Remove the turkey parts from the brine, pat dry with paper towels, and place the turkey parts skin-side-up, in 2 medium roasting pans on the oven racks. Be certain to leave space between the turkey parts for air circulation. Pour 1 cup of water into each pan. Drizzle the turkey parts with melted butter and scatter with the sage leaves. Place 1 pan on each oven rack and roast until the turkey is beginning to brown (about 30 minutes).

Lower the heat to 400°F, switch the positions of pans in on the oven racks and rotate each pan 180°. Continue roasting until an instant-read thermometer inserted into the thickest part of the breast (avoid the bone!) registers 165° (about 1 to 1-1/4 hours).
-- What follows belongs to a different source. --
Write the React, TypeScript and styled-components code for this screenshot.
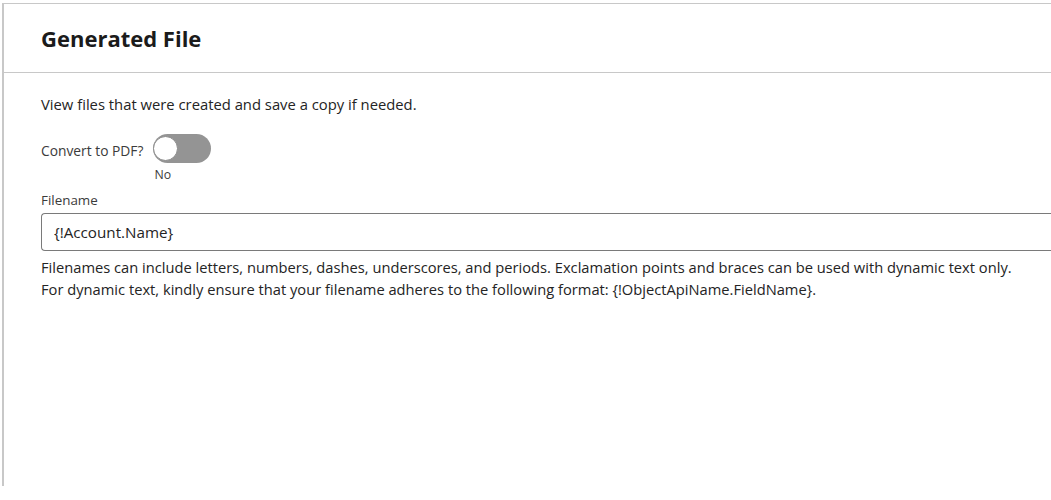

Transfer the turkey parts onto a platter and make a tent with foil.

Make the gravy
Pour the pan juices into a 4-cup glass measuring cup, and allow it to stand until the fat rises to the top (about 2 to 3 minutes). Skim off the fat and reserve it in a separate container.

Set 1 roasting pan across 2 burners, add 2 cups of the chicken broth and bring it to a simmer over moderately high heat, scraping up any browned bits. Add the simmering broth to the pan juices in a measuring cup. Then add the additional chicken broth, if needed, to equal 4 cups of liquid.

In a medium saucepan over moderately low heat, melt the butter, then whisk in the flour and cook, whisking constantly, until smooth (approximately 2 minutes). Gradually whisk in the broth mixture and any collected juices from the platter that is holding the turkey. Next, raise the heat to moderately high and boil the mixture, uncovered, until thickened (about 8 minutes).

Season the gravy with salt and pepper to taste. Carve the turkey pieces and garnish with sage. Serve with a generous helping of gravy.